WHEREAS, Beyond Commerce has developed an infrastructure known as the I-Supply Shopping System, which includes certain proprietary technology which enables I-Supply, among other things, to be able to process e-commerce transactions on the Internet in an efficient and effective manner and to track customer orders from the time the order is placed through delivery to the consumer’s designated ship to address (“Back-end Processing Technology”);
WHEREAS, Beyond Commerce hereby appoints Kaching Kaching as the Master Licensor and Distributor to sell, license and distribute the Back-end Processing Services and I-Supply Shopping System to any and all third parties and consumers.
WHEREAS, Kaching Kaching desires to become the Master Distributor to sell, market and sub-license the (i) Back-end Processing Technology by retaining Company to provide back-end processing services (“Back-end Processing Services”), more particularly described below, which Kaching Kaching will package on a private label basis with each RWS sold by Kaching Kaching, and (ii) include as part of each RWS a private label version of the I-supply Internet shopping site, with I-supply processing orders placed by consumers through each such RWS, all upon the terms and conditions set forth below; and
WHEREAS the parties desire to enter into this Agreement to more clearly define their respective duties and responsibilities.

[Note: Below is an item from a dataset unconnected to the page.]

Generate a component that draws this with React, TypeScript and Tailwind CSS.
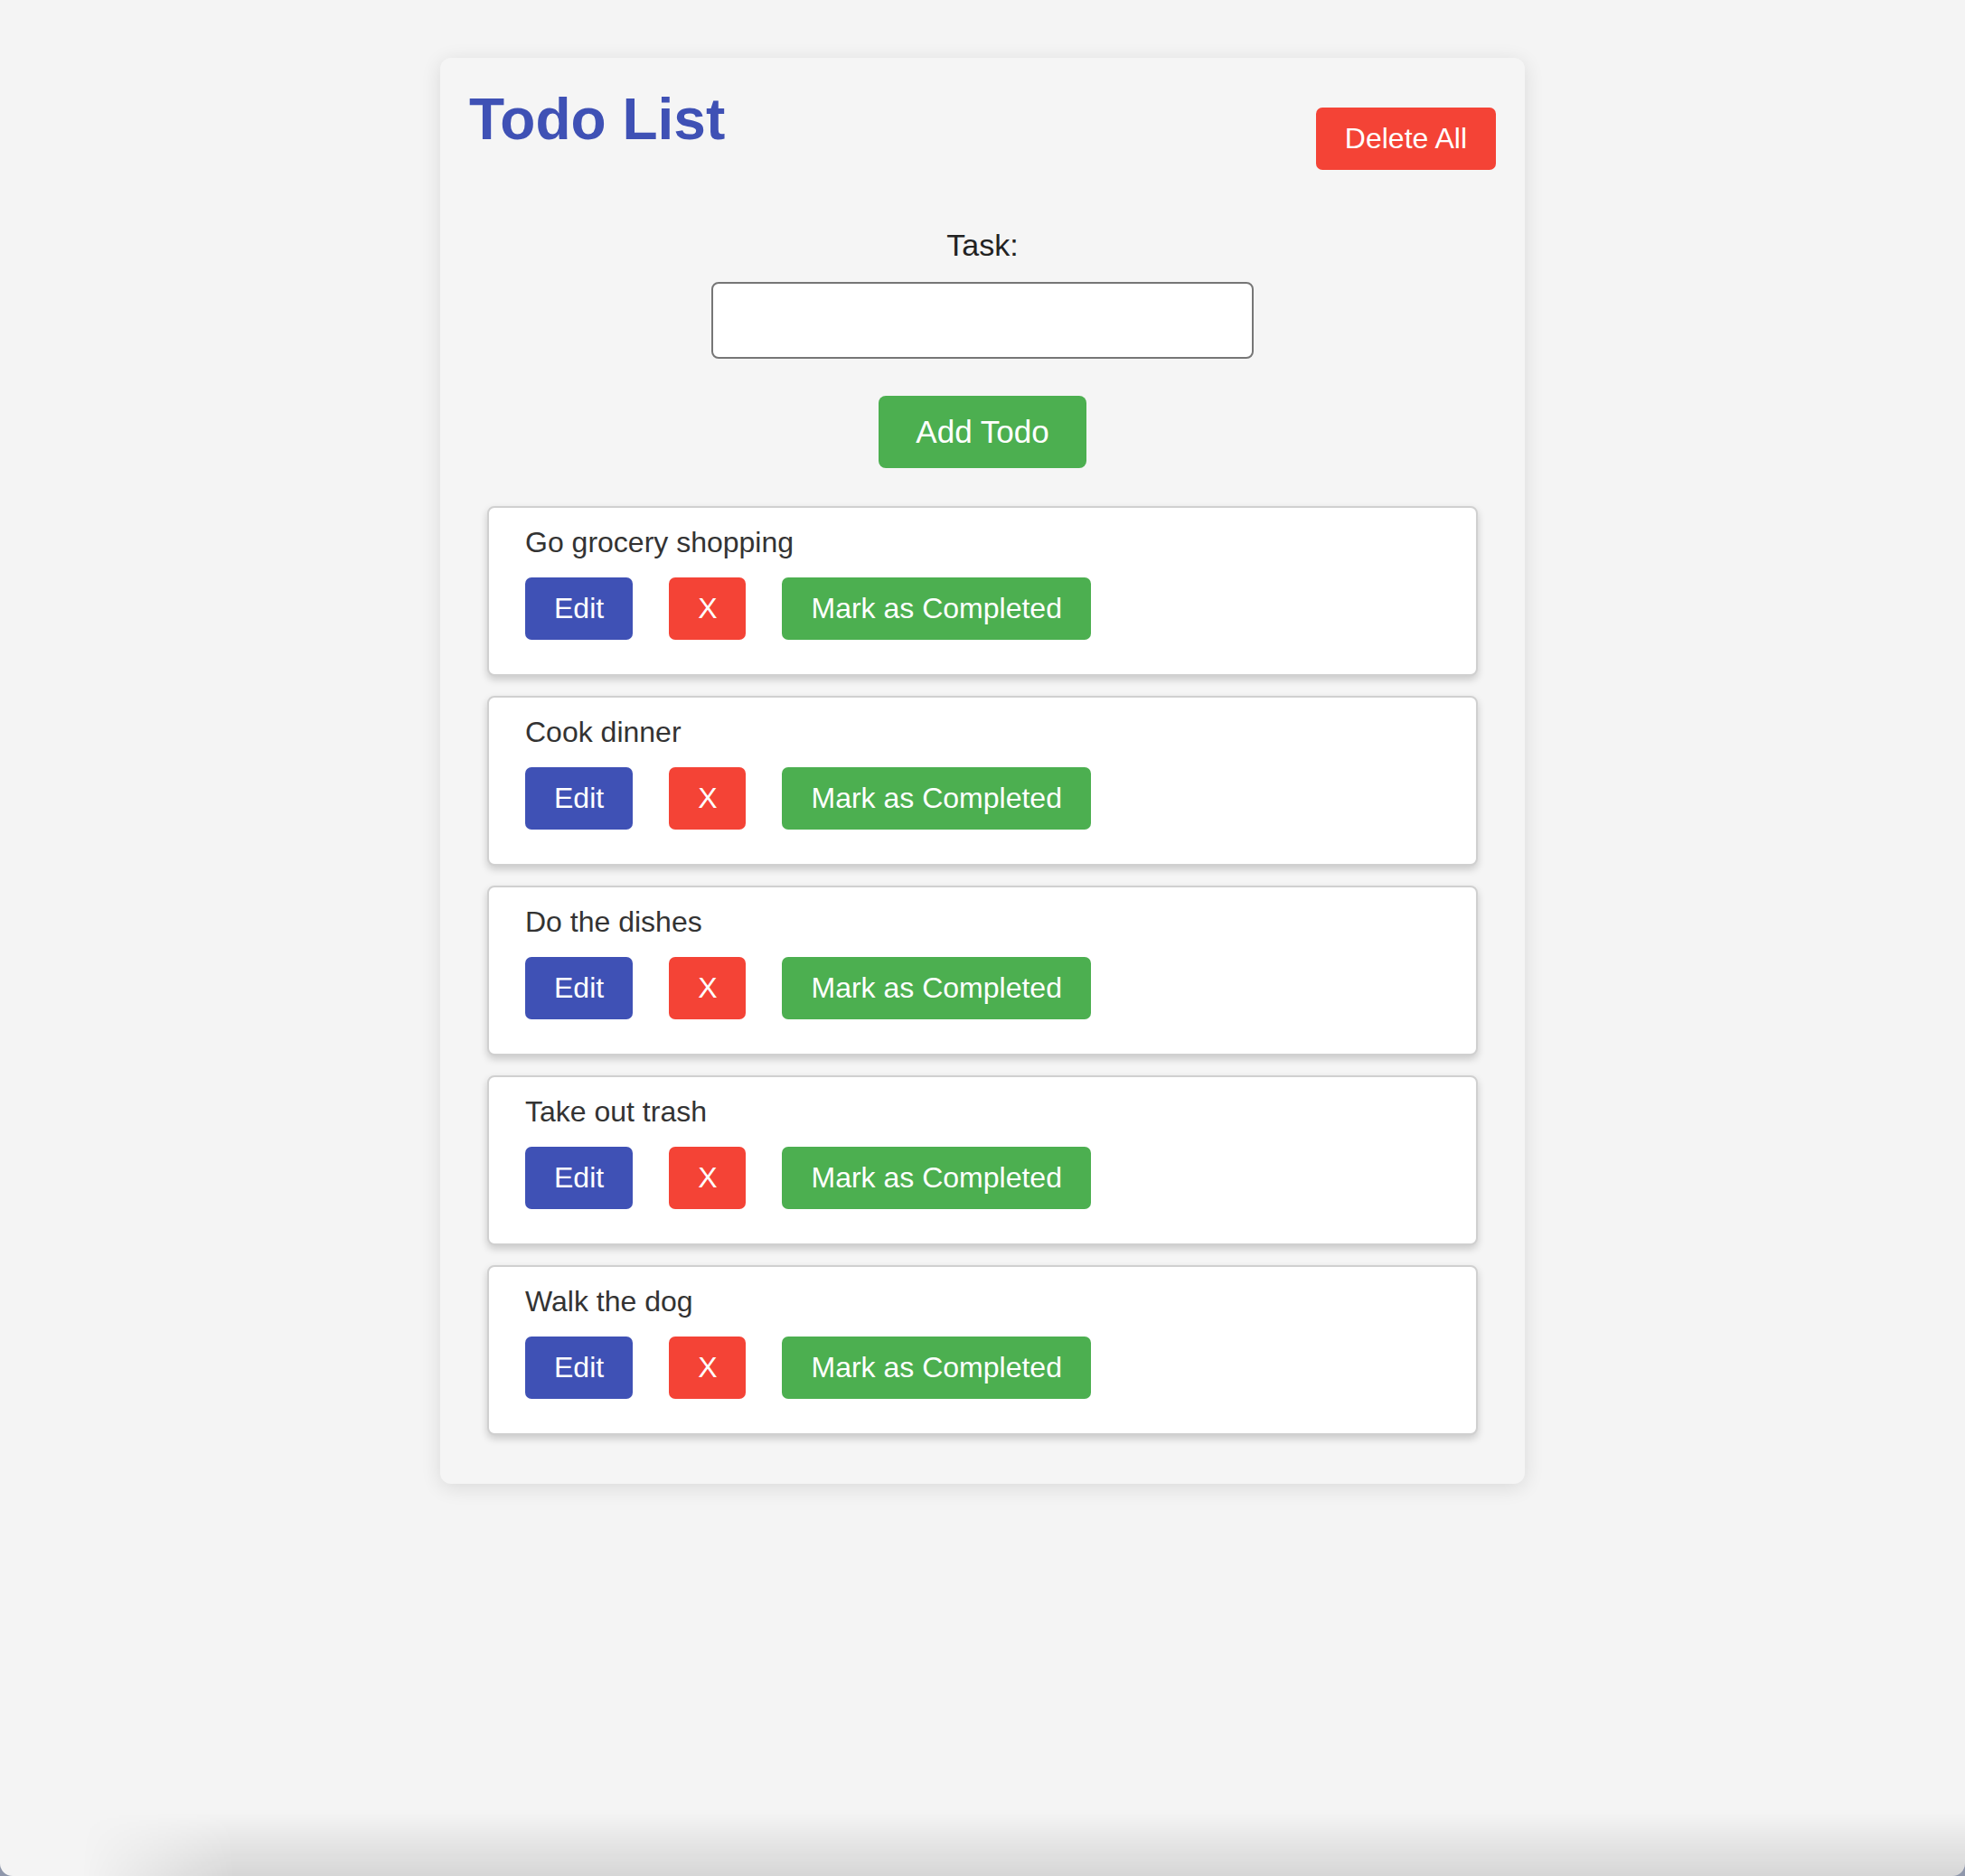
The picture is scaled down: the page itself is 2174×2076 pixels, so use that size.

NOW, THEREFORE, the parties hereto agree as follows:
1. Scope of Services for Kaching Kaching and Company
Company hereby appoints Kaching Kaching as the Exclusive Master Licensor and Distributor to sell, license and distribute the Back-end Processing Services and I-supply shopping system to any and all third parties. So long as the Company is compensated in accordance with the terms of this Agreement, Kaching Kaching shall maintain in its sole discretion the right to enter into all third party licenses and agreements that contemplate the use of the Back-end Processing Services and I-Supply Shopping System for the term of this Agreement.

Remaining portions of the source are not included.